The cornerstone of Jones’s prolific output is the Symphony, memorably described by him as ‘a dramatic structure with an emotive intention’. He tackled the form afresh with each of his thirteen examples, deliberately aiming at differences of character, duration, form, rhythm, thematic or harmonic material, difficulty and orchestration.
The first twelve of his symphonies are based on a different note of the chromatic scale. He maintained that he never set out with this unique goal in mind, but he realised that he could achieve it after he had completed his Seventh.
Though each of Jones’s thirteen symphonies is a unique and highly personal statement, the cycle as a whole, which dates from 1947 to 1992 and thus spans virtually his entire career as a mature composer, maintains an unwavering consistency of quality and vision. He demonstrates a steadfast integrity throughout, never bowing to the latest trends.

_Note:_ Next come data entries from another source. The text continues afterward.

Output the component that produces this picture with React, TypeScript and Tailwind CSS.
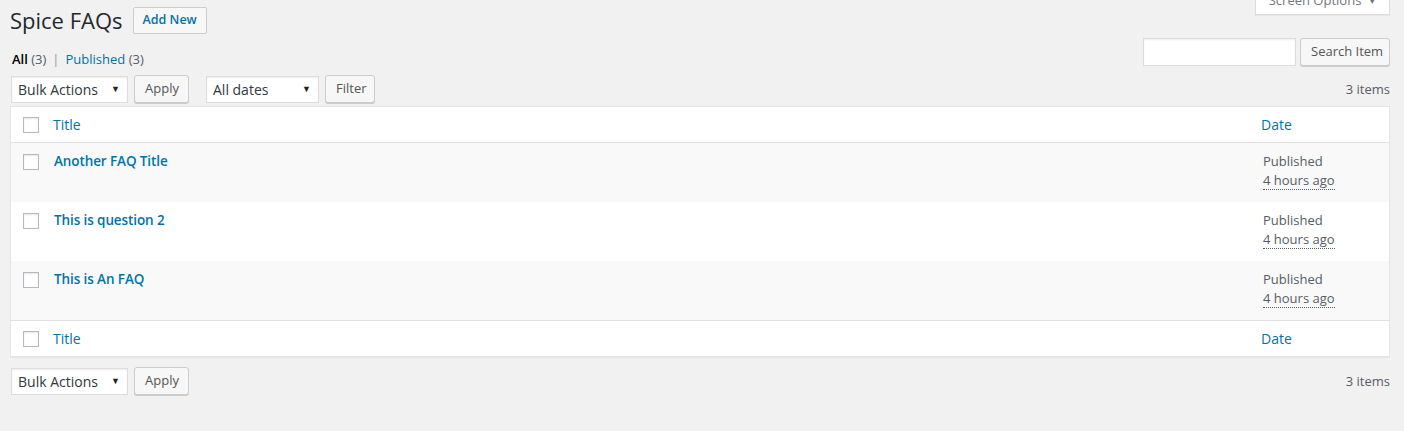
import { useState } from "react";

type Faq = { id: number; title: string; status: string; when: string };

const faqs: Faq[] = [
  { id: 1, title: "Another FAQ Title", status: "Published", when: "4 hours ago" },
  { id: 2, title: "This is question 2", status: "Published", when: "4 hours ago" },
  { id: 3, title: "This is An FAQ", status: "Published", when: "4 hours ago" },
];

function Checkbox() {
  const [on, setOn] = useState(false);
  return (
    <button
      onClick={() => setOn(!on)}
      className="w-[16px] h-[16px] border border-[#b4b9be] bg-white shadow-[inset_0_1px_2px_rgba(0,0,0,0.1)] flex items-center justify-center text-[#1e8cbe] text-[12px] leading-none"
    >
      {on ? "✓" : ""}
    </button>
  );
}

function Select({ label, width }: { label: string; width: string }) {
  return (
    <div
      className={`${width} h-[27px] bg-white border border-[#ddd] shadow-[inset_0_1px_2px_rgba(0,0,0,0.07)] flex items-center justify-between pl-[6px] pr-[7px] text-[14px] text-[#32373c]`}
    >
      <span>{label}</span>
      <span className="text-[9px] text-[#222]">▼</span>
    </div>
  );
}

function Btn({ children, className = "" }: { children: React.ReactNode; className?: string }) {
  return (
    <button
      className={`h-[28px] px-[10px] border border-[#ccc] bg-[#f7f7f7] rounded-[3px] shadow-[0_1px_0_#ccc] text-[13px] text-[#555] whitespace-nowrap ${className}`}
    >
      {children}
    </button>
  );
}

function BulkBar({ withFilter }: { withFilter?: boolean }) {
  return (
    <div className="flex items-center h-[28px]">
      <Select label="Bulk Actions" width="w-[117px]" />
      <Btn className="ml-[6px] w-[55px]">Apply</Btn>
      {withFilter && (
        <>
          <Select label="All dates" width="w-[113px] ml-[17px]" />
          <Btn className="ml-[6px] w-[50px]">Filter</Btn>
        </>
      )}
      <span className="ml-auto pt-[2px] text-[13px] text-[#555d66]">3 items</span>
    </div>
  );
}

function HeadRow({ border }: { border: "b" | "t" }) {
  return (
    <div
      className={`flex h-[36px] ${border === "b" ? "border-b" : "border-t"} border-[#e1e1e1] bg-white`}
    >
      <div className="w-[42px] pl-[12px] pt-[10px]">
        <Checkbox />
      </div>
      <div className="flex-1 flex items-center text-[14px] text-[#0073aa]">Title</div>
      <div className="w-[128px] flex items-center text-[14px] text-[#0073aa]">Date</div>
    </div>
  );
}

export default function App() {
  return (
    <div
      className="min-h-screen bg-[#f1f1f1] pl-[10px] pr-[14px] text-[13px] text-[#444]"
      style={{ fontFamily: '"Open Sans", "Noto Sans", sans-serif' }}
    >
      <div className="flex items-start h-[38px]">
        <div className="flex items-center pt-[6px]">
          <h1 className="text-[22px] font-normal text-[#23282d] leading-[29px]">Spice FAQs</h1>
          <button className="ml-[10px] h-[27px] px-[9px] border border-[#ccc] bg-[#f7f7f7] rounded-[2px] text-[12.5px] font-semibold text-[#0073aa]">
            Add New
          </button>
        </div>
        <div className="ml-auto -mt-[12px] h-[27px] w-[135px] bg-white border border-[#ddd] border-t-0 shadow-[0_1px_1px_rgba(0,0,0,0.04)] flex items-center justify-center gap-[7px] text-[13px] text-[#72777c]">
          <span>Screen Options</span>
          <span className="text-[8px]">▼</span>
        </div>
      </div>

      <div className="flex items-start h-[28px]">
        <div className="pt-[12px] pl-[2px] text-[13px] leading-[18px]">
          <span className="font-semibold text-black">All</span>{" "}
          <span className="text-[#555d66]">(3)</span>
          <span className="mx-[6px] text-[#999]">|</span>
          <a className="text-[#0073aa]">Published</a>{" "}
          <span className="text-[#555d66]">(3)</span>
        </div>
        <div className="ml-auto flex items-center">
          <input className="w-[153px] h-[28px] bg-white border border-[#ddd] shadow-[inset_0_1px_2px_rgba(0,0,0,0.07)] outline-none" />
          <Btn className="ml-[4px] w-[90px] px-0">Search Item</Btn>
        </div>
      </div>

      <div className="mt-[9px] pl-[1px]">
        <BulkBar withFilter />
      </div>

      <div className="mt-[3px] border border-[#e5e5e5] shadow-[0_1px_1px_rgba(0,0,0,0.04)] bg-white">
        <HeadRow border="b" />
        {faqs.map((f, i) => (
          <div
            key={f.id}
            className={`flex h-[59px] ${i % 2 === 0 ? "bg-[#f9f9f9]" : "bg-white"}`}
          >
            <div className="w-[43px] pl-[12px] pt-[11px]">
              <Checkbox />
            </div>
            <div className="flex-1 pt-[8px] text-[13.5px] leading-[20px] font-semibold text-[#0073aa] tracking-[-0.1px]">
              {f.title}
            </div>
            <div className="w-[126px] pt-[9px] text-[13px] leading-[19px] text-[#555d66]">
              <div>{f.status}</div>
              <abbr className="no-underline border-b border-dotted border-[#555d66] cursor-help">
                {f.when}
              </abbr>
            </div>
          </div>
        ))}
        <HeadRow border="t" />
      </div>

      <div className="mt-[10px] pl-[1px]">
        <BulkBar />
      </div>
    </div>
  );
}
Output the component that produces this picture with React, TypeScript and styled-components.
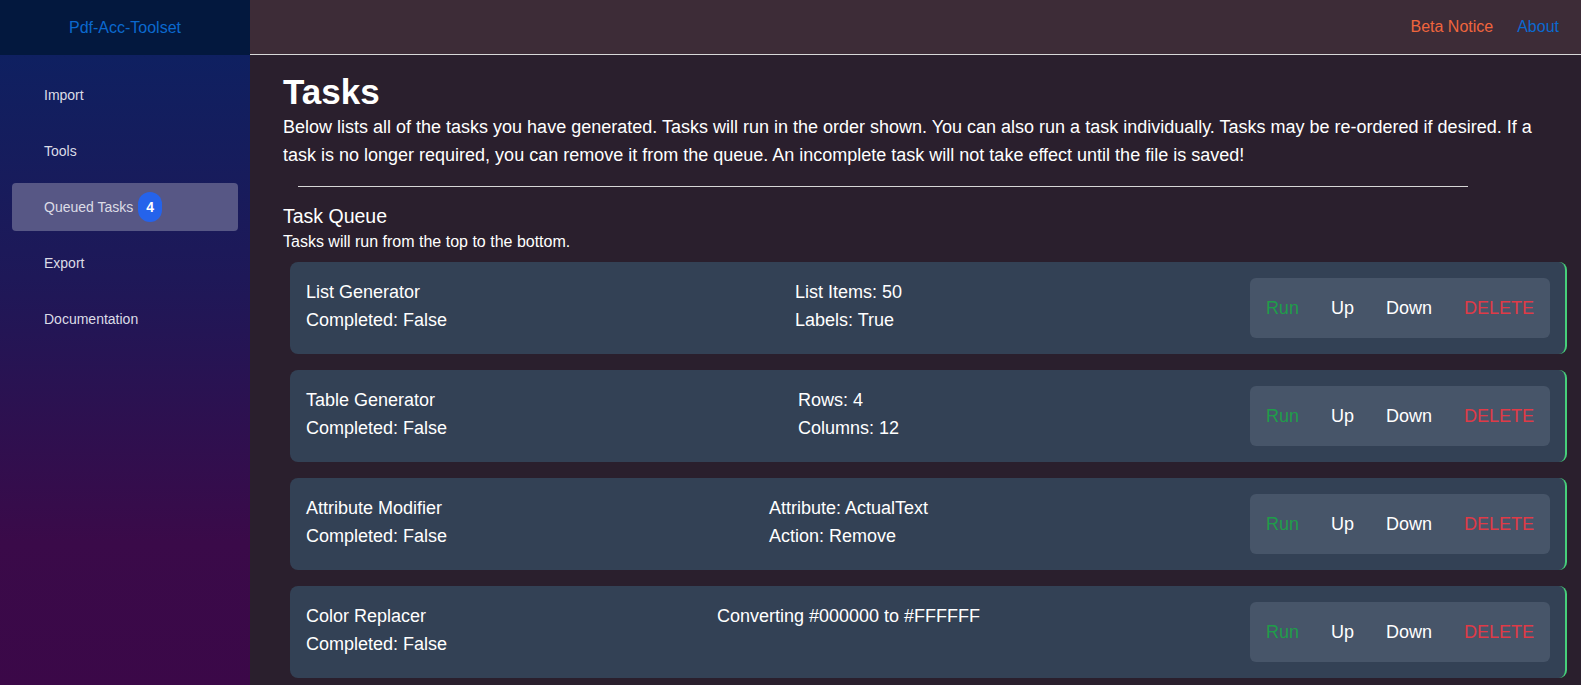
import styled, { createGlobalStyle } from "styled-components";

const GlobalStyle = createGlobalStyle`
    html, body {
        margin: 0;
        padding: 0;
        background: #2a1f2d;
        font-family: "Liberation Sans", Arial, sans-serif;
        color: #ffffff;
    }
    * {
        box-sizing: border-box;
    }
`;

const Layout = styled.div`
    display: flex;
    min-height: 685px;
`;

const Sidebar = styled.aside`
    width: 250px;
    flex-shrink: 0;
    display: flex;
    flex-direction: column;
    background: linear-gradient(180deg, #0b2263 0%, #1e1858 40%, #3a0a49 78%, #3b0848 100%);
`;

const Brand = styled.div`
    height: 55px;
    display: flex;
    align-items: center;
    justify-content: center;
    background: #03183e;
    color: #0b69cf;
    font-size: 16px;
`;

const Nav = styled.nav`
    display: flex;
    flex-direction: column;
    gap: 8px;
    padding: 16px 12px;
`;

const NavItem = styled.div<{ $active?: boolean }>`
    height: 48px;
    display: flex;
    align-items: center;
    gap: 5px;
    padding-left: 32px;
    border-radius: 4px;
    font-size: 14px;
    color: #dcdce6;
    background: ${(p) => (p.$active ? "#575785" : "transparent")};
`;

const Badge = styled.span`
    width: 24px;
    height: 30px;
    border-radius: 12px;
    background: #2563eb;
    color: #fff;
    font-weight: bold;
    font-size: 14px;
    display: flex;
    align-items: center;
    justify-content: center;
`;

const Main = styled.div`
    flex: 1;
    display: flex;
    flex-direction: column;
`;

const TopBar = styled.header`
    height: 55px;
    display: flex;
    align-items: center;
    justify-content: flex-end;
    gap: 24px;
    padding-right: 22px;
    background: #3d2c37;
    border-bottom: 1px solid #d8d8d8;
    font-size: 16px;
`;

const TopLink = styled.span<{ $color: string }>`
    color: ${(p) => p.$color};
`;

const Content = styled.main`
    padding: 0 14px 0 33px;
`;

const Title = styled.h1`
    margin: 16px 0 0;
    font-size: 35px;
    line-height: 42px;
    font-weight: bold;
`;

const Intro = styled.p`
    margin: 0;
    font-size: 18px;
    line-height: 28px;
`;

const Rule = styled.hr`
    margin: 17px 99px 0 15px;
    border: none;
    border-top: 1px solid #d6d6d6;
`;

const QueueTitle = styled.h2`
    margin: 17px 0 0;
    font-size: 19.5px;
    line-height: 24px;
    font-weight: normal;
`;

const QueueNote = styled.p`
    margin: 4px 0 0;
    font-size: 16px;
    line-height: 20px;
`;

const TaskList = styled.div`
    display: flex;
    flex-direction: column;
    gap: 16px;
    margin: 10px 0 16px 7px;
`;

const Card = styled.div`
    display: flex;
    align-items: flex-start;
    justify-content: space-between;
    padding: 16px 15px 16px 16px;
    background: #334155;
    border-radius: 8px;
    border-right: 2px solid #46cf7a;
`;

const Info = styled.div`
    font-size: 18px;
    line-height: 28px;
`;

const Actions = styled.div`
    display: flex;
    align-self: center;
    background: #475569;
    border-radius: 6px;
`;

const ActionButton = styled.button<{ $color: string }>`
    border: none;
    background: transparent;
    font-family: inherit;
    font-size: 18px;
    line-height: 24px;
    padding: 18px 16px;
    color: ${(p) => p.$color};
    cursor: pointer;
`;

const tasks = [
    { name: "List Generator", details: ["List Items: 50", "Labels: True"] },
    { name: "Table Generator", details: ["Rows: 4", "Columns: 12"] },
    { name: "Attribute Modifier", details: ["Attribute: ActualText", "Action: Remove"] },
    { name: "Color Replacer", details: ["Converting #000000 to #FFFFFF"] },
];

const navItems = ["Import", "Tools", "Queued Tasks", "Export", "Documentation"];

export default function App() {
    return (
        <>
            <GlobalStyle />
            <Layout>
                <Sidebar>
                    <Brand>Pdf-Acc-Toolset</Brand>
                    <Nav>
                        {navItems.map((item) => (
                            <NavItem key={item} $active={item === "Queued Tasks"}>
                                {item}
                                {item === "Queued Tasks" && <Badge>4</Badge>}
                            </NavItem>
                        ))}
                    </Nav>
                </Sidebar>
                <Main>
                    <TopBar>
                        <TopLink $color="#f0653d">Beta Notice</TopLink>
                        <TopLink $color="#0b69cf">About</TopLink>
                    </TopBar>
                    <Content>
                        <Title>Tasks</Title>
                        <Intro>
                            Below lists all of the tasks you have generated. Tasks will run in the order shown. You can also run a task individually. Tasks may be re-ordered if desired. If a task is no longer required, you can remove it from the queue. An incomplete task will not take effect until the file is saved!
                        </Intro>
                        <Rule />
                        <QueueTitle>Task Queue</QueueTitle>
                        <QueueNote>Tasks will run from the top to the bottom.</QueueNote>
                        <TaskList>
                            {tasks.map((task) => (
                                <Card key={task.name}>
                                    <Info>
                                        <div>{task.name}</div>
                                        <div>Completed: False</div>
                                    </Info>
                                    <Info>
                                        {task.details.map((d) => (
                                            <div key={d}>{d}</div>
                                        ))}
                                    </Info>
                                    <Actions>
                                        <ActionButton $color="#1f9d4a">Run</ActionButton>
                                        <ActionButton $color="#ffffff">Up</ActionButton>
                                        <ActionButton $color="#ffffff">Down</ActionButton>
                                        <ActionButton $color="#e03a47">DELETE</ActionButton>
                                    </Actions>
                                </Card>
                            ))}
                        </TaskList>
                    </Content>
                </Main>
            </Layout>
        </>
    );
}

The Twelfth Symphony (1985) was commissioned by the Civil and Public Services Association as a farewell gift to their retiring General Secretary, Ken Thomas.
Jones described his main purpose in writing the symphony as being 'to communicate as directly and succinctly to the audience as possible'. The sectional structure of the work is straightforward. The outside movements basically follow the Sonata Allegro pattern.
Daniel Jones's Symphony in memory of John Fussell (Symphony no.13) (1992). The work is a personal tribute to a friend of the composer, who was Swansea's Director of Music and City Organist from 1970 until 1990, the year of his death.
The headings of the four movements were suggested by Jones as an approximate description of their character: each passes through many moods.